I have encountered this several times, but I do not know what causes it. We use the axesPDF QuickFix tool to view and modify the mapping between the glyphs and the underlying Unicode characters, but we usually only need to fix one or two incorrect mappings. I guess you could go through all the mappings for all the fonts and replace the Unicode characters with the ones you want, but that sounds like a lot of work. There may be other ways to do it more efficiently.

Remember that Acrobat's Accessibility Check is only doing a very small number of very simple tests. Passing the test tells you almost nothing about the document's accessibility, other than it is probably not as terrible as it might have been.

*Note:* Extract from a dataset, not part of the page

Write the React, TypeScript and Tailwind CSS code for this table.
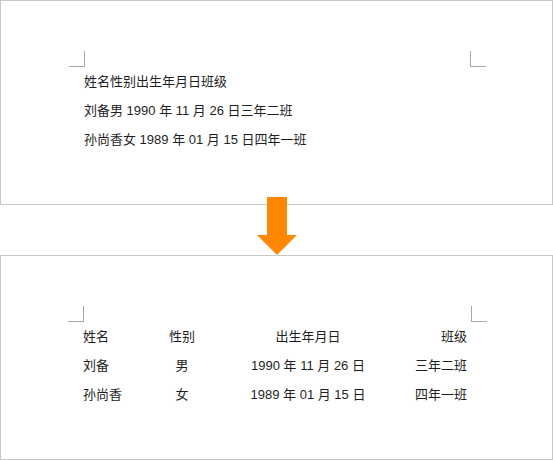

What application was the document authored in?

Steve Green
Managing Director
Test Partners Ltd

-----Original Message-----
From: WebAIM-Forum < <EMAIL REMOVED> > On Behalf Of Jackson, Derek J
Sent: 29 September 2020 15:24
Subject: [WebAIM] PDF and searchable text for scanned documents


I have a remediated scanned document and it passes Adobe's Accessibility Check and PAC3. However the underlying text does not correspond to the visible text. For example the content container for a paragraph contains text like " =X's6- H -R, $E F I A*'a" that corresponds to an area on the PDF that is unrelated to the paragraph. However all of the paragraph tags use the "Actual Text" field to provide the actual text of the paragraph. The consequence is that a screen reader will read the paragraph correctly but the document is not searchable, and copy and paste is not practical. So I am wondering if this is an instance where we have a document that meets the accessibility requirements but still it is not functionally accessible or is there something in PDF/UA that addresses this issue? I have looked through the PDF/UA spec and am not seeing anything but I readily admit that some of the technical jargon and details are beyond me.

Thanks for the continued help!


Derek Jackson

Digital Accessibility Developer | Digital Accessibility Services Harvard University Information Technology
1430 Massachusetts Ave, 4th Floor
Cambridge, MA 02138